Improving daily precipitation estimation in the data scarce area by merging rain gauge and TRMM data with a transfer learning framework

• Transfer learning is introduced to improve the QPE for the data scarce area. • Fine-tuning and Domain-Adversarial Neural Network are applied in Q-T Plateau. • Domain-Adversarial Neural Network outperforms fine-tuning and co-kriging. • High similarity between target and source domains is vital for transfer learning. • Swish loss function improves performance on extreme precipitation estimation. Merging the satellite and gauge precipitation has been proofed as an efficient approach to improve the accuracy of quantitative precipitation estimation. However, for areas with few and unevenly distributed rain gauges, accurate precipitation estimation still remains challenging.

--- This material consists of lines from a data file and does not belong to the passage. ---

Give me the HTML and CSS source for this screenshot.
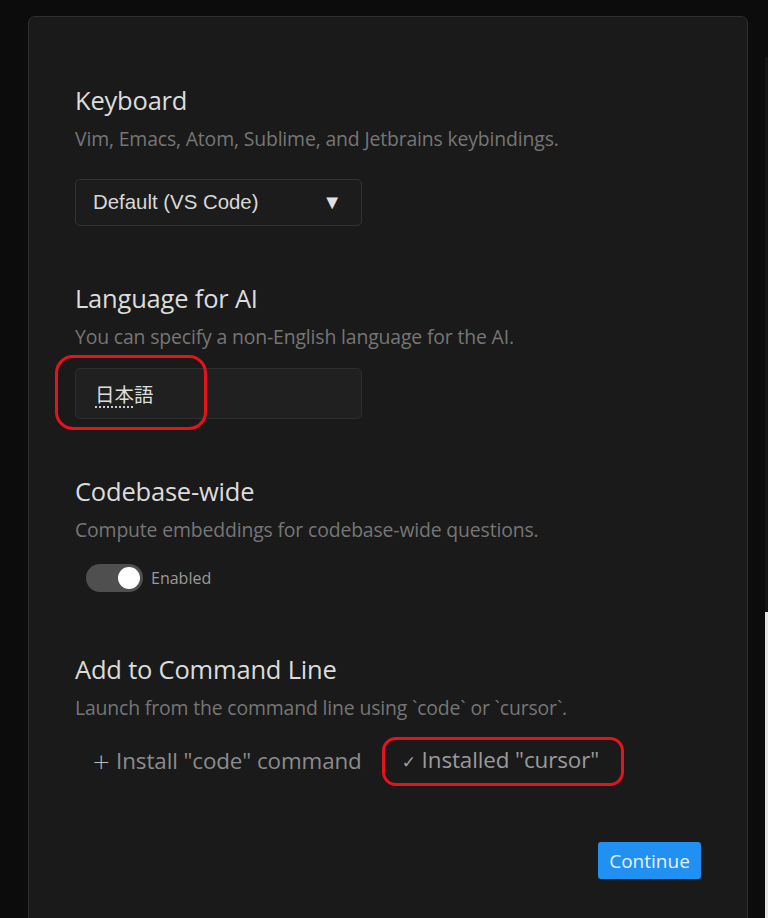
FILE: index.html
```html
<!DOCTYPE html>
<html>
<head>
<meta charset="utf-8">
<link rel="stylesheet" href="styles.css">
</head>
<body>
<div class="stage">
  <div class="card">
    <section class="sec sec-keyboard">
      <h2 class="title">Keyboard</h2>
      <p class="desc">Vim, Emacs, Atom, Sublime, and Jetbrains keybindings.</p>
      <div class="select">
        <span class="select-text">Default (VS Code)</span>
        <span class="select-arrow">▼</span>
      </div>
    </section>

    <section class="sec sec-lang">
      <h2 class="title">Language for AI</h2>
      <p class="desc">You can specify a non-English language for the AI.</p>
      <div class="input-wrap">
        <div class="input"><span class="ime"><span class="ime-u">日本</span>語</span></div>
        <div class="mark mark-input"></div>
      </div>
    </section>

    <section class="sec sec-code">
      <h2 class="title">Codebase-wide</h2>
      <p class="desc">Compute embeddings for codebase-wide questions.</p>
      <div class="toggle-row">
        <span class="toggle"><span class="knob"></span></span>
        <span class="toggle-label">Enabled</span>
      </div>
    </section>

    <section class="sec sec-cli">
      <h2 class="title">Add to Command Line</h2>
      <p class="desc">Launch from the command line using `code` or `cursor`.</p>
      <div class="cli-row">
        <span class="cli-btn"><span class="plus">+</span> Install "code" command</span>
        <span class="cli-btn cli-done"><span class="check">✓</span> Installed "cursor"<span class="mark mark-cli"></span></span>
      </div>
    </section>

    <div class="footer">
      <button class="continue">Continue</button>
    </div>
  </div>
  <div class="side">
    <div class="strip">
      <div class="strip-top"></div>
      <div class="strip-dark"></div>
      <div class="strip-light"></div>
    </div>
  </div>
</div>
</body>
</html>
```

FILE: styles.css
```css
html, body {
  margin: 0;
  padding: 0;
  background: #0c0c0c;
  height: 918px;
  overflow: hidden;
}
body {
  font-family: "Open Sans", "Noto Sans", "Noto Sans CJK JP", sans-serif;
}
.stage {
  display: flex;
  padding: 16px 0 0 28px;
  height: 902px;
}
.card {
  width: 720px;
  height: 940px;
  background: #1a1a1a;
  border: 1px solid #303030;
  border-radius: 7px;
  padding: 67px 0 0 46px;
  box-sizing: border-box;
  flex: none;
}
.side {
  flex: 1;
  margin-top: -16px;
  display: flex;
  justify-content: flex-end;
}
.strip {
  width: 3px;
  display: flex;
  flex-direction: column;
}
.strip-top {
  height: 57px;
  background: #0c0c0c;
}
.strip-dark {
  height: 555px;
  background: #151515;
}
.strip-light {
  flex: 1;
  background: #e6e6e6;
}
.sec {
  margin: 0;
}
.title {
  margin: 0;
  font-weight: 400;
  font-size: 25.5px;
  line-height: 32px;
  color: #dcdcdc;
  letter-spacing: -0.2px;
}
.desc {
  margin: 10px 0 0;
  font-size: 19.4px;
  line-height: 26px;
  color: #767676;
  letter-spacing: -0.15px;
}
.select {
  margin-top: 27px;
  width: 287px;
  height: 47px;
  box-sizing: border-box;
  border: 1px solid #333;
  border-radius: 5px;
  background: #1c1c1c;
  display: flex;
  align-items: center;
  justify-content: space-between;
  padding: 0 19px 0 17px;
  font-family: "Liberation Sans", Arial, sans-serif;
  color: #d8d8d8;
  font-size: 20.4px;
}
.select-arrow {
  font-size: 20px;
  color: #e0e0e0;
}
.sec-lang { margin-top: 56px; }
.input-wrap {
  position: relative;
  margin-top: 18px;
  width: 287px;
}
.input {
  height: 51px;
  box-sizing: border-box;
  border: 1px solid #2e2e2e;
  border-radius: 5px;
  background: #202020;
  display: flex;
  align-items: center;
  padding-left: 19px;
  font-size: 19.5px;
  color: #dedede;
  font-family: "Noto Sans CJK JP", sans-serif;
}
.ime-u {
  text-decoration: underline dotted #cfcfcf;
  text-underline-offset: 5px;
}
.mark {
  position: absolute;
  border: 3px solid #e4141d;
  border-radius: 18px;
  pointer-events: none;
  box-sizing: border-box;
}
.mark-input {
  left: -20px;
  top: -13px;
  width: 152px;
  height: 75px;
}
.sec-code { margin-top: 56px; }
.toggle-row {
  margin-top: 20px;
  display: flex;
  align-items: center;
  padding-left: 11px;
  height: 30px;
}
.toggle {
  width: 57px;
  height: 28px;
  border-radius: 14px;
  background: #4f4f4f;
  position: relative;
  box-sizing: border-box;
}
.knob {
  position: absolute;
  right: 3px;
  top: 3px;
  width: 22px;
  height: 22px;
  border-radius: 50%;
  background: #fff;
}
.toggle-label {
  margin-left: 8px;
  font-size: 16px;
  color: #9a9a9a;
}
.sec-cli { margin-top: 60px; }
.cli-row {
  margin-top: 25px;
  display: flex;
  align-items: center;
  padding-left: 17px;
  height: 30px;
}
.cli-btn {
  display: inline-block;
  font-size: 22.4px;
  line-height: 30px;
  color: #8c8c8c;
  position: relative;
  white-space: nowrap;
  letter-spacing: -0.1px;
}
.plus {
  font-family: "DejaVu Sans", sans-serif;
  font-weight: 300;
  font-size: 22px;
  color: #bdbdbd;
}
.cli-done {
  margin-left: 40px;
  color: #9a9a9a;
}
.check {
  font-family: "DejaVu Sans", sans-serif;
  font-size: 17px;
  color: #a0a0a0;
}
.mark-cli {
  left: -20px;
  top: -8px;
  width: 242px;
  height: 49px;
  border-radius: 14px;
}
.footer {
  display: flex;
  justify-content: flex-end;
  padding-right: 46px;
  margin-top: 66px;
}
.continue {
  background: #2190f3;
  border: none;
  border-radius: 3px;
  color: #e8f0fa;
  font-family: "Open Sans", sans-serif;
  font-size: 19px;
  width: 103px;
  height: 37px;
  padding: 0;
}
```
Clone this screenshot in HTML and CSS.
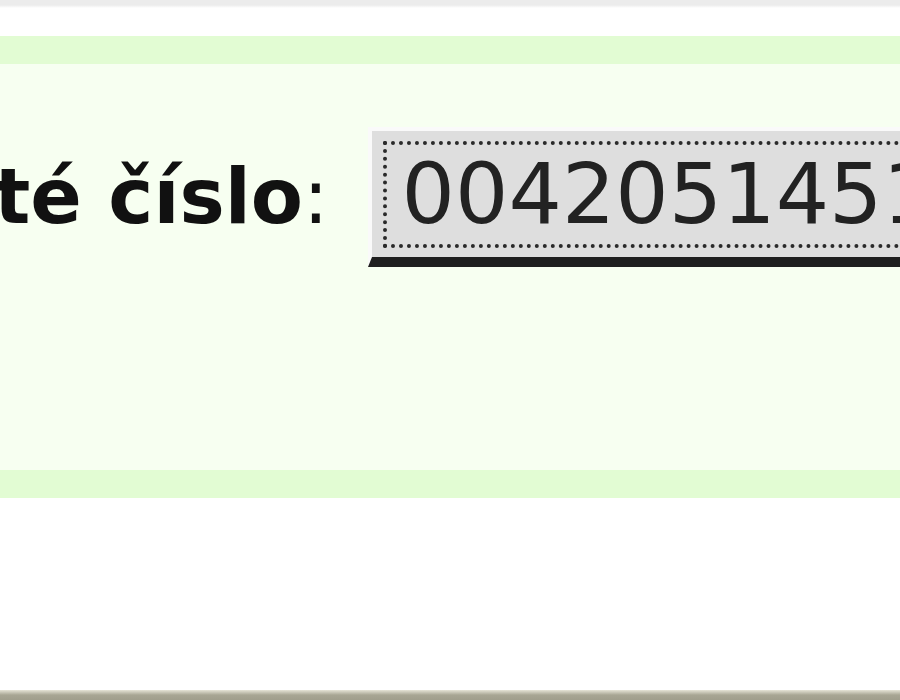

To address this problem, this paper proposes a framework to improve precipitation estimation for the data scarce area based on transfer learning. Taking the Qinghai-Tibet Plateau as a representative case study, we used two transfer learning methods (fine-tuning, domain-adversarial neural network (DANN)) to transfer precipitation fusion model from the source domain to the target domain. Results indicate that in comparison with the original TRMM data, the root mean square error (RMSE) and mean absolute error (MAE) of the merged precipitation in the Qinghai-Tibet Plateau during 2001–2005 are reduced by 27.6 % and 22.5 % by using the fine-tuning method, and reduced by 29.4 % and 21.5 % by using the DANN method, respectively. Meanwhile, the correlation coefficient (CC) is increased from 0.54 (TRMM data-rain gauge data) to 0.65 (merged data-rain gauge data). The performances of the proposed methods vary spatially, with CC decreased from southeast (0.80) to northwest (<0.40) of the study area. The DANN method performed well on different precipitation intensities, while Swish loss function can help DANN achieve better results on extreme precipitation estimation, with RMSE and MAE reduced by 2.5 % and 4.5 % respectively. The performances of the proposed methods are affected by various factors such as source domain selection and the length of study period. Findings imply that transfer learning provides new insights and new methods to improve precipitation estimation for the data scarce area, which would benefit regional water-related disaster defense and water resources management.